AI QA Testing Framework & Model Test Coverage Explained

As AI systems move from experimentation to production, quality assurance becomes significantly more complex. Unlike traditional software, AI systems are probabilistic, data-driven, and continuously evolving. This means quality can no longer be defined only by correctness. It must be defined by reliability, robustness, fairness, and trust over time.

A strong AI QA testing framework helps teams answer a simple but critical question: do we understand how this AI system behaves, and can we manage the risks it introduces? This framework defines what meaningful AI test coverage looks like in real-world AI products.

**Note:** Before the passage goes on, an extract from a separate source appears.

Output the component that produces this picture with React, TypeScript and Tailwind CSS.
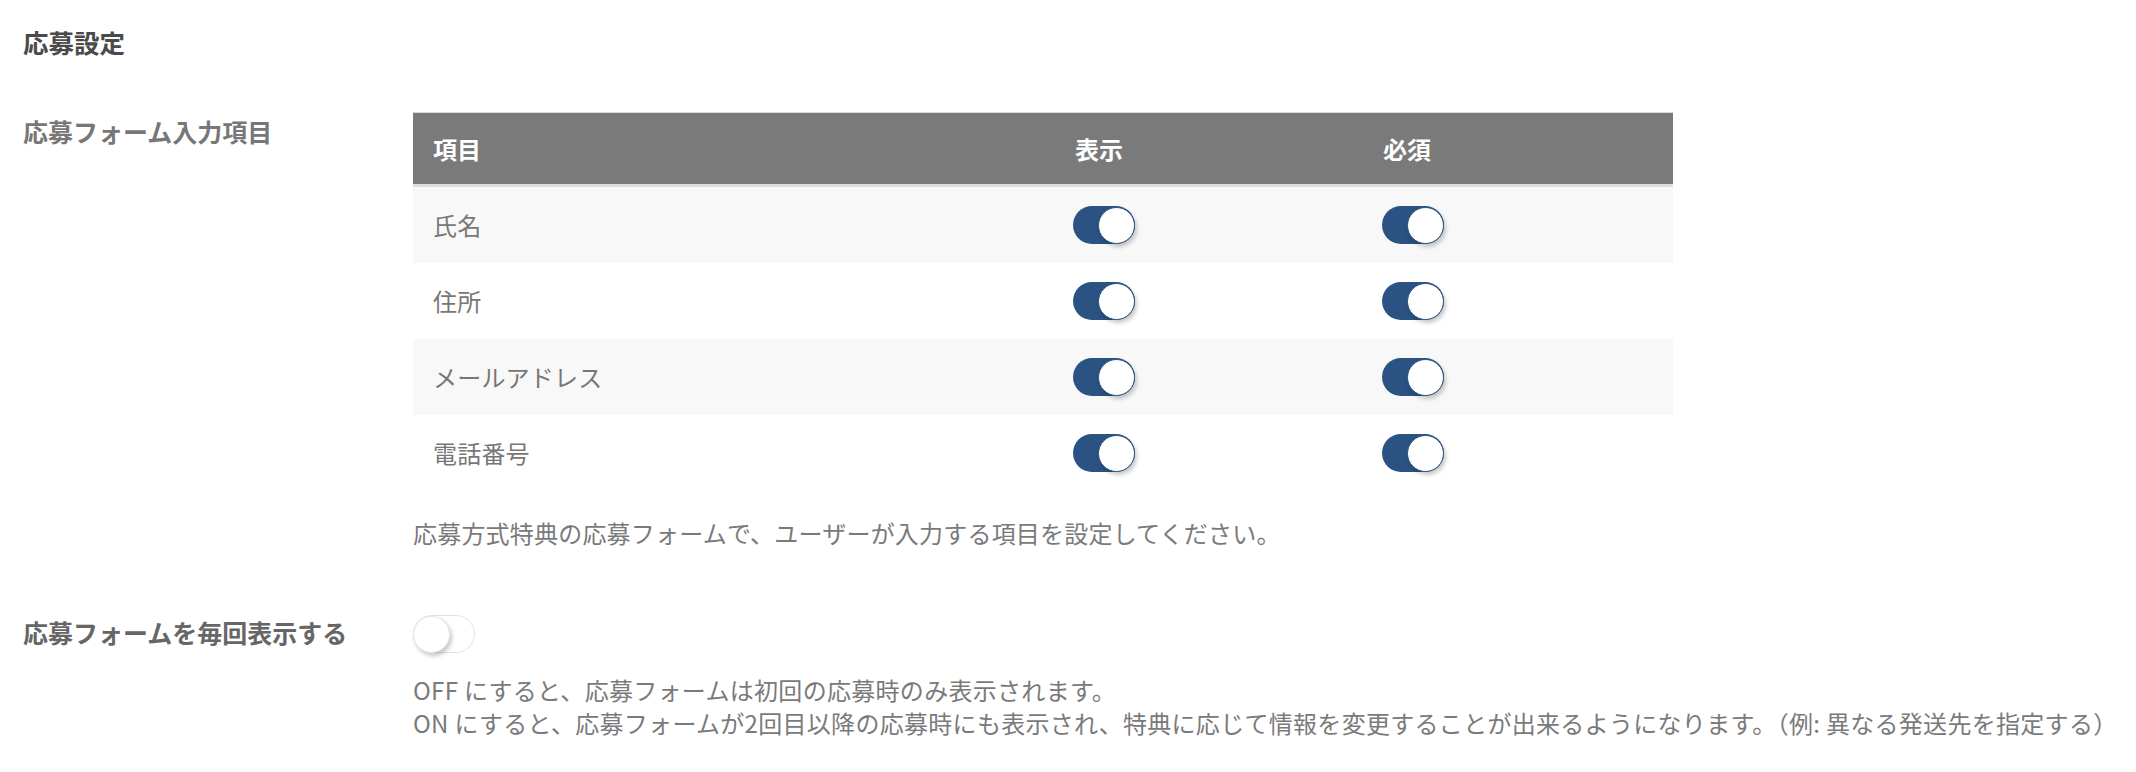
import React, { useState } from 'react';

type Field = { name: string; visible: boolean; required: boolean };

const FIELDS: Field[] = [
  { name: '氏名', visible: true, required: true },
  { name: '住所', visible: true, required: true },
  { name: 'メールアドレス', visible: true, required: true },
  { name: '電話番号', visible: true, required: true },
];

const Toggle: React.FC<{ on: boolean; onChange?: () => void }> = ({ on, onChange }) => (
  <button
    type="button"
    onClick={onChange}
    className={`relative flex items-center w-[62px] h-[38px] rounded-full ${
      on ? 'bg-[#2a5282] justify-end' : 'bg-white border border-[#e2e2e2] justify-start'
    }`}
  >
    <span
      className={`block w-[37px] h-[37px] rounded-full bg-white shadow-[2px_3px_4px_rgba(0,0,0,0.22)] ${
        on ? 'border border-[#2a5282]' : 'border border-[#e6e6e6] -ml-px'
      }`}
    />
  </button>
);

const App: React.FC = () => {
  const [fields, setFields] = useState(FIELDS);
  const [everyTime, setEveryTime] = useState(false);

  const flip = (i: number, key: 'visible' | 'required') =>
    setFields(fields.map((f, j) => (j === i ? { ...f, [key]: !f[key] } : f)));

  return (
    <div className="min-h-screen bg-white pl-[23px] pt-[25px] font-['Noto_Sans_CJK_JP','Noto_Sans',sans-serif]">
      <h2 className="text-[25.5px] leading-[34px] font-bold text-[#4a4a4a]">応募設定</h2>

      {/* 応募フォーム入力項目 */}
      <div className="mt-[53px] flex">
        <div className="w-[390px] shrink-0 pt-[2px] text-[25px] leading-[34px] font-bold text-[#777]">
          応募フォーム入力項目
        </div>
        <div className="flex-1">
          <div className="w-[1260px]">
            <div className="flex h-[75px] items-center bg-[#7a7a7a] border-t border-[#d9d9d9] border-b-[3px] border-b-[#dedede] text-white font-bold text-[24px]">
              <div className="w-[642px] pl-[20px]">項目</div>
              <div className="w-[308px] pl-[20px]">表示</div>
              <div className="flex-1 pl-[20px]">必須</div>
            </div>
            {fields.map((f, i) => (
              <div
                key={f.name}
                className={`flex h-[76px] items-center text-[24px] tracking-[0.2px] text-[#777] ${i % 2 === 0 ? 'bg-[#f8f8f8]' : 'bg-white'}`}
              >
                <div className="w-[642px] pl-[20px]">{f.name}</div>
                <div className="w-[308px] pl-[18px]">
                  <Toggle on={f.visible} onChange={() => flip(i, 'visible')} />
                </div>
                <div className="flex-1 pl-[19px]">
                  <Toggle on={f.required} onChange={() => flip(i, 'required')} />
                </div>
              </div>
            ))}
          </div>
          <p className="mt-[25px] text-[24px] leading-[34px] tracking-[0.2px] text-[#7a7a7a] whitespace-nowrap">
            応募方式特典の応募フォームで、ユーザーが入力する項目を設定してください。
          </p>
        </div>
      </div>

      {/* 応募フォームを毎回表示する */}
      <div className="mt-[65px] flex">
        <div className="w-[390px] shrink-0 text-[25px] leading-[34px] font-bold text-[#666]">
          応募フォームを毎回表示する
        </div>
        <div className="flex-1">
          <Toggle on={everyTime} onChange={() => setEveryTime(!everyTime)} />
          <div className="mt-[20px] text-[24px] leading-[33px] tracking-[0.3px] text-[#7a7a7a] whitespace-nowrap">
            <p>OFF にすると、応募フォームは初回の応募時のみ表示されます。</p>
            <p>ON にすると、応募フォームが2回目以降の応募時にも表示され、特典に応じて情報を変更することが出来るようになります。（例: 異なる発送先を指定する）</p>
          </div>
        </div>
      </div>
    </div>
  );
};

export default App;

Why AI QA Testing Needs a Structured Framework

Traditional QA assumes stability. Once tested, features are expected to behave consistently until code changes. AI breaks this assumption. Models can degrade due to data drift, retraining, or changes in user behavior.

Because of this, AI QA needs structure, not rigidity. A framework ensures testing is systematic rather than reactive, and that teams focus on risk rather than unrealistic guarantees.

Key principles behind an effective AI QA framework include:

Prioritising risk reduction over absolute correctness
Testing behavioural patterns instead of single outputs
Combining quantitative metrics with qualitative judgment
Treating QA as a continuous activity, not a release gate

Defining an Effective AI Model Test Strategy

A clear AI model test strategy sets the foundation for all testing activities. Before choosing tools or metrics, teams need to understand what the AI system does and what happens if it fails.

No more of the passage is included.